Amalgamate farm support policy with institutional partnerships to reach out to all farmers
By V Shunmugam & Tulsi Lingareddy
India’s agricultural price support programme has lost its relevance without providing any significant benefit to the farming community, and only adding to the fiscal burden as the cost of procurement and storage of crop produce stood close to 1% of GDP for FY20 while covering select economically significant crops in selected geography. Despite the existence of floor-price-based support for over four decades, farm distress has not declined but has increased, as more and more farmers are becoming debt-ridden and are unable to get remunerative prices for their produce. Also, there have been increasing loan waivers by various state governments in recent years, adding to the fiscal burden without addressing the problem of lower incomes associated with distress sale of crops. So, there is a need for finding a strategic solution to ensure remunerative prices for farmers without distorting markets and disturbing India’s fiscal math.
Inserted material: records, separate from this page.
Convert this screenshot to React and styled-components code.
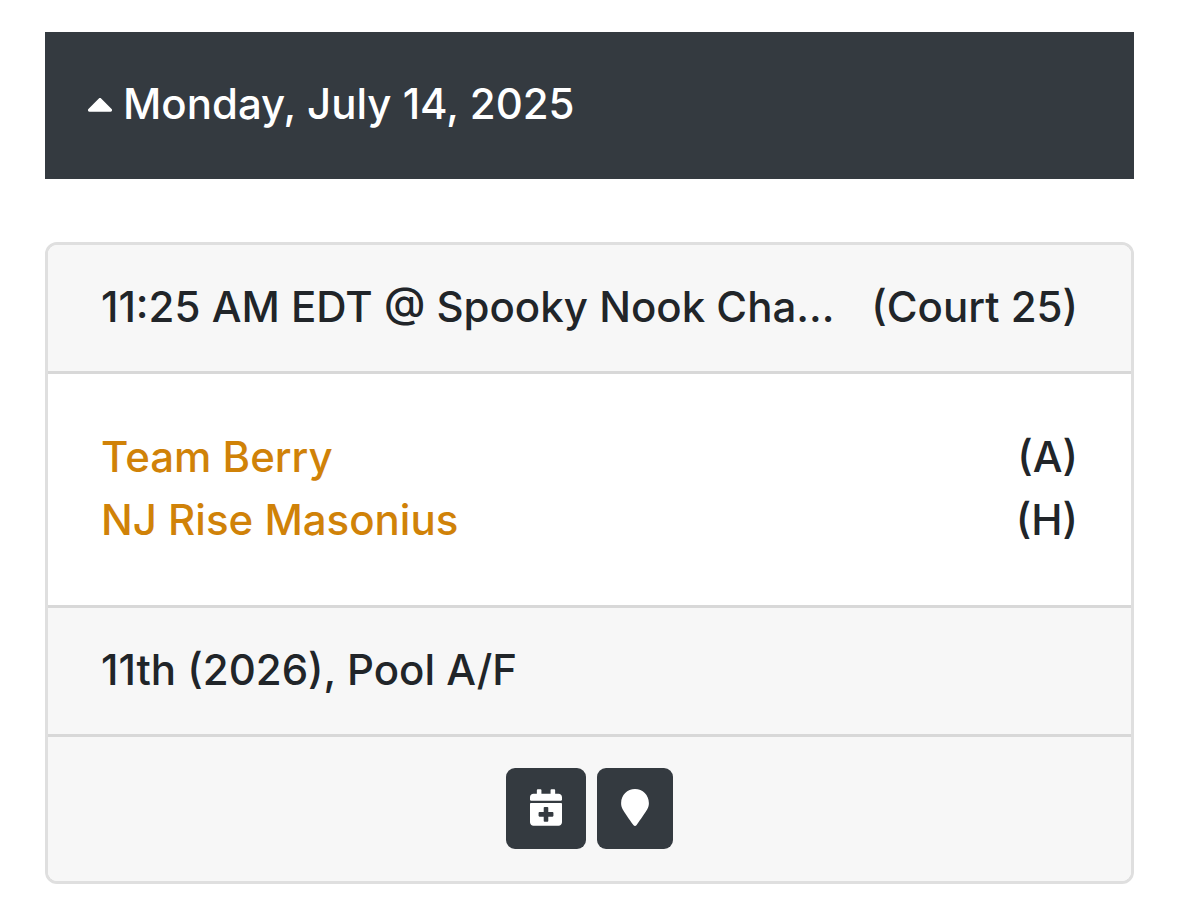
import React from 'react'
import styled, { createGlobalStyle } from 'styled-components'
import { FaCaretUp, FaCalendarPlus, FaMapMarker } from 'react-icons/fa'

const GlobalStyle = createGlobalStyle`
    *, *::before, *::after {
        box-sizing: border-box;
    }
    body {
        margin: 0;
        background-color: #ffffff;
        color: #212529;
        font-family: Inter, "Liberation Sans", sans-serif;
        font-size: 42px;
        font-weight: 500;
        line-height: 63px;
    }
`

const Container = styled.main`
    display: flex;
    flex-direction: column;
    gap: 63px;
    padding: 32px 45px 25px;
`

const DateToggle = styled.button`
    display: flex;
    align-items: center;
    gap: 10px;
    width: 100%;
    padding: 40px 42px 44px;
    border: none;
    background-color: #343a40;
    color: #ffffff;
    font: inherit;
    text-align: left;
    cursor: pointer;

    svg {
        width: 26px;
        height: 42px;
    }
`

const Card = styled.article`
    border: 3px solid #dfdfdf;
    border-radius: 12px;
    background-color: #ffffff;
    overflow: hidden;
`

const CardHeader = styled.header`
    display: flex;
    justify-content: space-between;
    gap: 24px;
    padding: 30px 53px 33px;
    border-bottom: 3px solid #d8d8d8;
    background-color: #f7f7f7;
    white-space: nowrap;
`

const Location = styled.span`
    min-width: 0;
    overflow: hidden;
    text-overflow: ellipsis;
`

const Teams = styled.ul`
    margin: 0;
    padding: 51px 53px 54px;
    list-style: none;
`

const Team = styled.li`
    display: flex;
    justify-content: space-between;
`

const TeamLink = styled.a`
    color: #d08208;
    text-decoration: none;
`

const CardFooter = styled.div`
    padding: 30px 53px 33px;
    border-top: 3px solid #d8d8d8;
    background-color: #f7f7f7;
`

const Actions = styled.div`
    display: flex;
    justify-content: center;
    gap: 11px;
    padding: 31px 53px 32px;
    border-top: 3px solid #d8d8d8;
    background-color: #f7f7f7;
`

const ActionButton = styled.button`
    display: flex;
    align-items: center;
    height: 81px;
    padding: 0 24px 3px;
    border: none;
    border-radius: 9px;
    background-color: #343a40;
    color: #ffffff;
    cursor: pointer;

    svg {
        width: ${props=>props.$iconWidth}px;
        height: 37px;
    }
`

const teams = [
    { name: 'Team Berry', side: '(A)' },
    { name: 'NJ Rise Masonius', side: '(H)' },
]

const App = () => {
  return (
    <>
        <GlobalStyle/>
        <Container>
            <DateToggle type="button" aria-expanded="true">
                <FaCaretUp/>
                Monday, July 14, 2025
            </DateToggle>
            <Card>
                <CardHeader>
                    <Location>11:25 AM EDT @ Spooky Nook Cha...</Location>
                    <span>(Court 25)</span>
                </CardHeader>
                <Teams>
                    {teams.map((team) => (
                        <Team key={team.name}>
                            <TeamLink href="#">{team.name}</TeamLink>
                            <span>{team.side}</span>
                        </Team>
                    ))}
                </Teams>
                <CardFooter>11th (2026), Pool A/F</CardFooter>
                <Actions>
                    <ActionButton type="button" aria-label="Add to calendar" $iconWidth={32}>
                        <FaCalendarPlus/>
                    </ActionButton>
                    <ActionButton type="button" aria-label="Show on map" $iconWidth={28}>
                        <FaMapMarker/>
                    </ActionButton>
                </Actions>
            </Card>
        </Container>
    </>
  )
}

export default App
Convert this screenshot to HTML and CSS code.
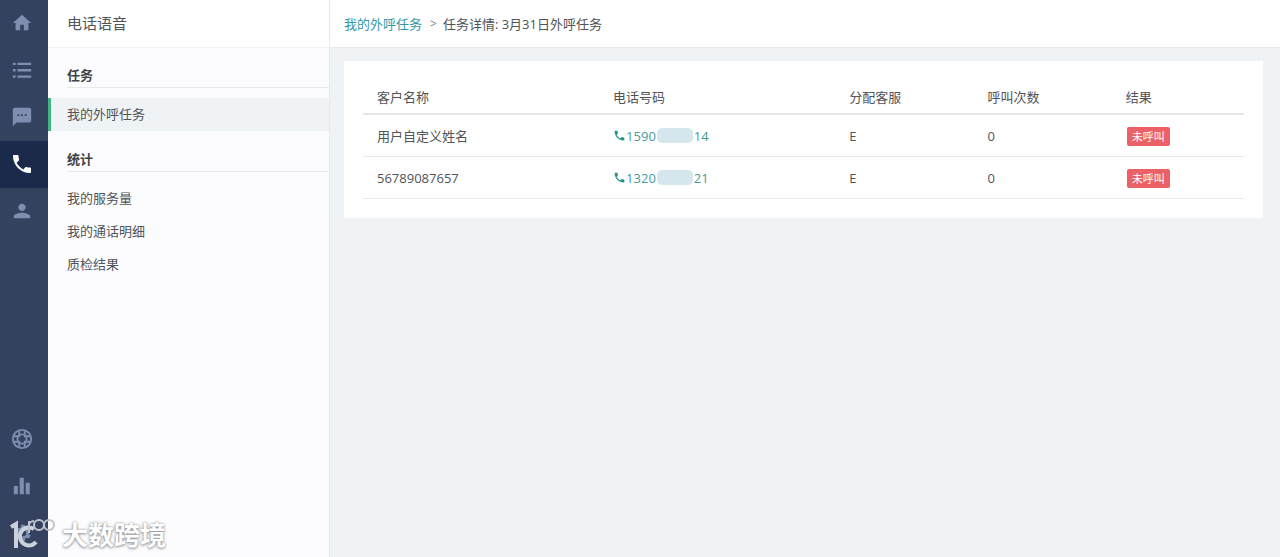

Agricultural support policies are common in developing as well as developed countries, to enable growers to overcome the distress arising from natural calamities and market failures. India’s price support policy was introduced in the mid-1970s, with an objective to encourage adoption of Green Revolution technology, and achieving self-sufficiency in foodgrains (rice and wheat) production. The policy was extended to 24 major crops by announcing MSP, but not fully supported by procurement, causing distortion of production and marketing system.
The policy has now lost its relevance as procurement was largely limited to rice and wheat confined to a few states. Support prices for other crops without the necessary infrastructure and logistics made it neither practically-feasible nor fiscally-viable to procure. Also, with increasing global integration of Indian markets and in view of the commitments under the WTO, it is time for Indian agri production and marketing practices to align with global best practices.
Some states have attempted to devise alternate methods to support farmers. The Bhavantar Bhugtan Yojana in MP and Rythu Bandhu in Telangana, though have some merit, are constrained by implementation issues such as estimation of price deficiency, exclusion of tenants from income support, etc, apart from contributing to fiscal burden. So, it is essential to devise an alternate strategy that can be centrally implemented across all major crops in the country in an effective manner while containing fiscal burden.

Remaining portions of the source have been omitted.